When the lorry is due to collect the next shipment, the crane already knows the picking order needed to ensure that it is loaded in sequence to arrive line-side in Oxford to meet its designated MINI. The assembly and storage systems are capable of delivering 60 cockpits an hour, with the Excel cranes automatically sequencing them to ensure that the right cockpits are put into the two-tier accumulating conveyor system or "transport cassette" and delivered to despatch for loading in the correct order. Each cassette is effectively a 'false lorry' with 15 cockpits loaded on the upper level and 15 on the lower level.

Any faulty cockpits coming into the store are placed in a special area to await rectification, which has to be completed within the cycle of 140 units in order to maintain the build sequence dictated by the Oxford plant. Lorries carry 30 cockpits per trip with numbers 1-15 loaded on the lower level and 16-30 on top. The crane is programmed to retrieve in a pre-determined sequence – 1 and 16, 2 and 17, 3 and 18 and so on. The change-round time allowed for emptying and filling the eleven lorries that deliver continuous batches of cockpits to Oxford, is just five minutes, so the lorries themselves are also fitted with an Excel conveyor system, which increases the efficiency of the feed by enabling the 30 cockpits to be loaded straight onto the lorry in a single operation.

The fully automated hi-speed cranes operate on a dual redundancy arrangement allowing one to continue working while the other is 'parked' for maintenance. They were built by Excel in its Worcester factory and can accelerate at one metre per second and deposit a cockpit, empty and pick up again, in just one minute. Whilst they are based on a standard industry format, notable features for the Intier application include two sets of forks and special-purpose drives and controls to provide the speed and accuracy to order-pick for this very demanding operation.

The cranes also use a laser guidance system that positions them to within 2mm, the extreme accuracy being necessary due to the space limitations in the area. An on-board PLC allows manual, semi-automatic and fully automatic control of the cranes and in the event of a complete failure of the off-board control system, an operator can continue the process by extracting order numbers from MAGIC and entering them manually into the on-board PLC. Before being installed Excel completed a full simulation to provide a virtual demonstration of the systems operating capacity.

The racking is also purpose-built to a beamless drive-in design, which enables it to fit within the limited height in the storage area, and enables the cranes to operate effectively in the limited space.

Commenting on the performance of the new storage facility, Bob Clifford says: "Increases in efficiency and productivity come from the combination of automated storage and intelligent crane management. Where previously cockpits had to be stored in order, they can now be stored randomly and the crane sorts it out. This has proved to be a major benefit when re-working is required.

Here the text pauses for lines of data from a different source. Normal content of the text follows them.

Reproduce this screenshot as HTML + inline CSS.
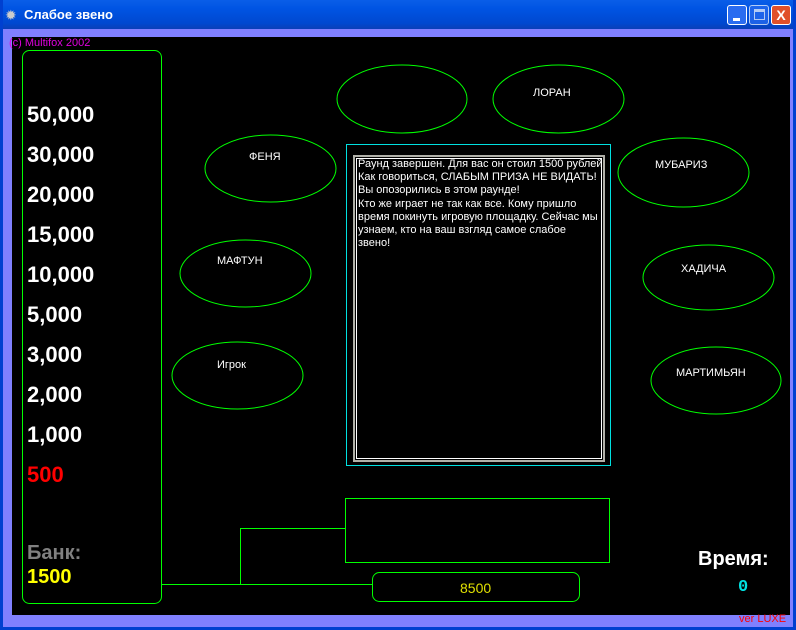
<!DOCTYPE html>
<html><head><meta charset="utf-8"><style>
*{margin:0;padding:0;box-sizing:border-box}
body{width:796px;height:630px;overflow:hidden;background:#8080ff;position:relative;font-family:"Liberation Sans",sans-serif}
.abs{position:absolute;white-space:nowrap}
#title{left:0;top:0;width:796px;height:29px;background:linear-gradient(#0a5ee8,#0054e3 30%,#0048d0 80%,#0a3fb8);}
.m{left:27px;font-weight:bold;font-size:22px;color:#fff;line-height:26px}
.nm{font-size:11px;color:#fff;}
.tb{font-size:11px;color:#fff;line-height:13.2px;white-space:normal}
</style></head><body>
<div class="abs" id="title"></div>
<div class="abs" style="left:0;top:0;width:3px;height:630px;background:#0040d0"></div>
<div class="abs" style="left:793px;top:0;width:3px;height:630px;background:#0040d0"></div>
<div class="abs" style="left:0;top:627px;width:796px;height:3px;background:#0040d0"></div>
<div class="abs" style="left:5px;top:7px;color:#ccc;font-size:14px">✹</div>
<div class="abs" style="left:24px;top:7px;color:#fff;font-weight:bold;font-size:13px">Слабое звено</div>
<div class="abs" style="left:727px;top:5px;width:20px;height:20px;border:1px solid #fff;border-radius:3px;background:#2a6cf0"><div style="position:absolute;left:5px;top:12px;width:7px;height:3px;background:#fff"></div></div>
<div class="abs" style="left:749px;top:5px;width:20px;height:20px;border:1px solid #fff;border-radius:3px;background:#2a6cf0;opacity:.7"><div style="position:absolute;left:4px;top:3px;width:11px;height:11px;border:1px solid #fff;border-top-width:3px"></div></div>
<div class="abs" style="left:771px;top:5px;width:20px;height:20px;border:1px solid #fff;border-radius:3px;background:#e0502a;color:#fff;font-weight:bold;font-size:14px;text-align:center;line-height:18px">X</div>
<div class="abs" style="left:12px;top:37px;width:778px;height:578px;background:#000"></div>
<div class="abs" style="left:9px;top:37px;font-size:11px;color:#e000e0">(c) Multifox 2002</div>
<svg class="abs" style="left:0;top:0" width="796" height="630">
<g fill="none" stroke="#00ff00" stroke-width="1">
<rect x="22.5" y="50.5" width="139" height="553" rx="7"/>
<polyline points="161.5,584.5 372.5,584.5"/>
<polyline points="240.5,584.5 240.5,528.5 345.5,528.5"/>
<rect x="345.5" y="498.5" width="264" height="64"/>
<rect x="372.5" y="572.5" width="207" height="29" rx="7"/>
<ellipse cx="402" cy="99" rx="65" ry="34"/>
<ellipse cx="558.5" cy="99" rx="65.5" ry="34"/>
<ellipse cx="270.5" cy="168.5" rx="65.5" ry="33.5"/>
<ellipse cx="683.5" cy="172.5" rx="65.5" ry="34.5"/>
<ellipse cx="245.5" cy="273.5" rx="65.5" ry="33.5"/>
<ellipse cx="708.5" cy="277.5" rx="65.5" ry="32.5"/>
<ellipse cx="237.5" cy="375.5" rx="65.5" ry="33.5"/>
<ellipse cx="716" cy="380.5" rx="65" ry="33.5"/>
</g>
<rect x="346.5" y="144.5" width="264" height="321" fill="none" stroke="#00e0e0"/>
<rect x="354" y="156" width="250" height="305" fill="none" stroke="#b0b0a8" stroke-width="2"/>
<rect x="356.5" y="158.5" width="245" height="300" fill="none" stroke="#fff"/>
</svg>
<div class="abs m" style="top:102px">50,000</div>
<div class="abs m" style="top:142px">30,000</div>
<div class="abs m" style="top:182px">20,000</div>
<div class="abs m" style="top:222px">15,000</div>
<div class="abs m" style="top:262px">10,000</div>
<div class="abs m" style="top:302px">5,000</div>
<div class="abs m" style="top:342px">3,000</div>
<div class="abs m" style="top:382px">2,000</div>
<div class="abs m" style="top:422px">1,000</div>
<div class="abs m" style="top:462px;color:#ff0000">500</div>
<div class="abs m" style="top:540px;color:#808080;font-size:20px">Банк:</div>
<div class="abs m" style="top:564px;color:#ffff00;font-size:20px">1500</div>
<div class="abs nm" style="left:533px;top:87px">ЛОРАН</div>
<div class="abs nm" style="left:249px;top:151px">ФЕНЯ</div>
<div class="abs nm" style="left:655px;top:159px">МУБАРИЗ</div>
<div class="abs nm" style="left:217px;top:255px">МАФТУН</div>
<div class="abs nm" style="left:681px;top:263px">ХАДИЧА</div>
<div class="abs nm" style="left:217px;top:359px">Игрок</div>
<div class="abs nm" style="left:676px;top:367px">МАРТИМЬЯН</div>
<div class="abs tb" style="left:358px;top:158px;width:246px">Раунд завершен. Для вас он стоил 1500 рублей Как говориться, СЛАБЫМ ПРИЗА НЕ ВИДАТЬ! Вы опозорились в этом раунде!<br>Кто же играет не так как все. Кому пришло время покинуть игровую площадку. Сейчас мы узнаем, кто на ваш взгляд самое слабое<br>звено!</div>
<div class="abs" style="left:460px;top:580px;font-size:14px;color:#e0e000">8500</div>
<div class="abs" style="left:698px;top:548px;font-size:20px;font-weight:bold;color:#fff">Время:</div>
<div class="abs" style="left:738px;top:578px;font-size:17px;font-weight:bold;color:#00e0e0;font-family:'Liberation Mono',monospace">0</div>
<div class="abs" style="left:739px;top:613px;font-size:11px;color:#ff0000">ver LUXE</div>
</body></html>
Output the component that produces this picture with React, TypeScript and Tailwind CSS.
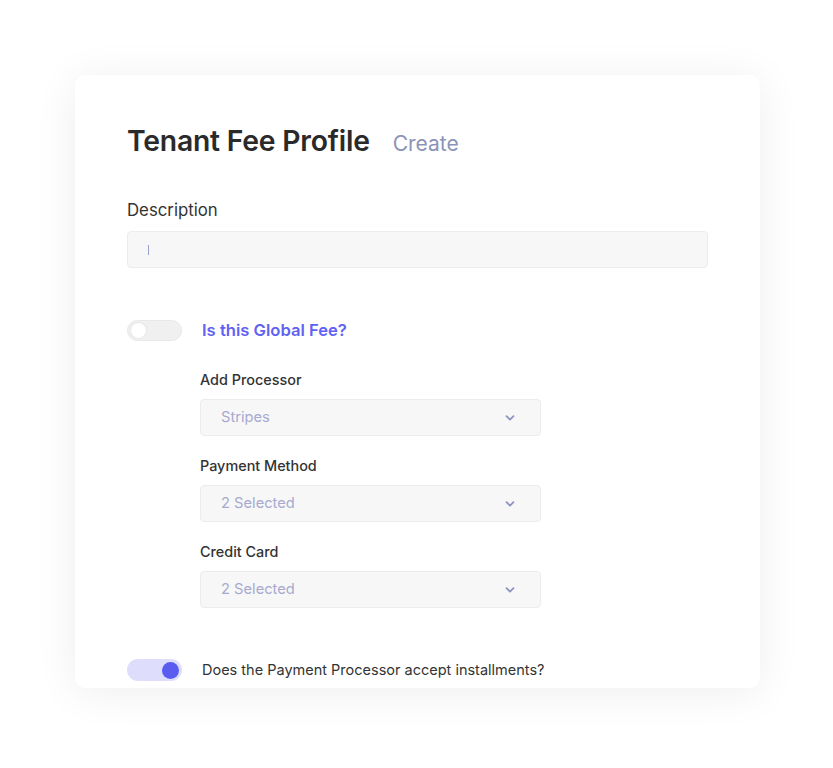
import React from "react";

function Chevron() {
  return (
    <svg width="10" height="6" viewBox="0 0 10 6" fill="none">
      <path d="M1.5 1.2 L5 4.6 L8.5 1.2" stroke="#8e93c2" strokeWidth="1.8" strokeLinecap="round" strokeLinejoin="round" />
    </svg>
  );
}

function Select({ value }: { value: string }) {
  return (
    <div className="mt-[9px] flex h-[37px] w-[341px] items-center justify-between rounded-[4px] border border-[#ececec] bg-[#f7f7f7] pl-[20px] pr-[25px]">
      <span className="text-[14.7px] text-[#a6aad0]">{value}</span>
      <Chevron />
    </div>
  );
}

export default function App() {
  return (
    <div className="min-h-[768px] bg-white pl-[75px] pt-[75px]" style={{ fontFamily: "Inter, 'Noto Sans', sans-serif" }}>
      <div className="h-[613px] w-[685px] overflow-hidden rounded-[10px] bg-white px-[52px] pt-[45px] shadow-[0_4px_44px_rgba(0,0,0,0.07)]">
        <div className="flex h-[37px] items-baseline gap-[23px]">
          <h1 className="text-[28.3px] font-semibold tracking-[-0.2px] text-[#2a2a2a]">Tenant Fee Profile</h1>
          <span className="text-[21px] text-[#8b93b8]">Create</span>
        </div>

        <div className="mt-[41px] text-[16.8px] leading-[24px] text-[#333333]">Description</div>
        <div className="mt-[9px] flex h-[37px] w-[581px] items-center rounded-[4px] border border-[#ececec] bg-[#f7f7f7] pl-[20px]">
          <div className="h-[10px] w-px bg-[#9aa0c8]" />
        </div>

        <div className="mt-[50px] flex h-[24px] items-center gap-[20px]">
          <div className="flex h-[21px] w-[55px] items-center rounded-full border border-[#e8e8e8] bg-[#f0f0f0] px-[2px]">
            <div className="h-[17px] w-[17px] rounded-full border border-[#e6e6e6] bg-white" />
          </div>
          <span className="text-[16.6px] font-semibold text-[#5f62f2]">Is this Global Fee?</span>
        </div>

        <div className="pl-[73px]">
          <div className="mt-[28px] text-[14.4px] font-medium leading-[20px] text-[#333333]">Add Processor</div>
          <Select value="Stripes" />
          <div className="mt-[20px] text-[14.4px] font-medium leading-[20px] text-[#333333]">Payment Method</div>
          <Select value="2 Selected" />
          <div className="mt-[20px] text-[14.4px] font-medium leading-[20px] text-[#333333]">Credit Card</div>
          <Select value="2 Selected" />
        </div>

        <div className="mt-[51px] flex h-[22px] items-center gap-[20px]">
          <div className="flex h-[22px] w-[55px] items-center justify-end rounded-full bg-[#dedefc] px-[3px]">
            <div className="h-[17px] w-[17px] rounded-full bg-[#5a5cf0]" />
          </div>
          <span className="text-[14.5px] text-[#333333]">Does the Payment Processor accept installments?</span>
        </div>
      </div>
    </div>
  );
}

Previously, to ensure that cockpits entered the storage area in the right order, the assembly line had to be stopped while a cockpit was taken off-line and re-worked. Now the re-worked cockpit can be introduced later and the crane will find it and place it in the correct sequence."

He adds that before the Excel system was commissioned, cockpits would sometimes leave the line out of sequence due to re-working, etc., which meant Intier was liable for penalty payments.

"Now the Excel handling and storage system is achieving exactly what we wanted, and we don't have that problem." He says: "It's a very good system and it keeps working shift after shift."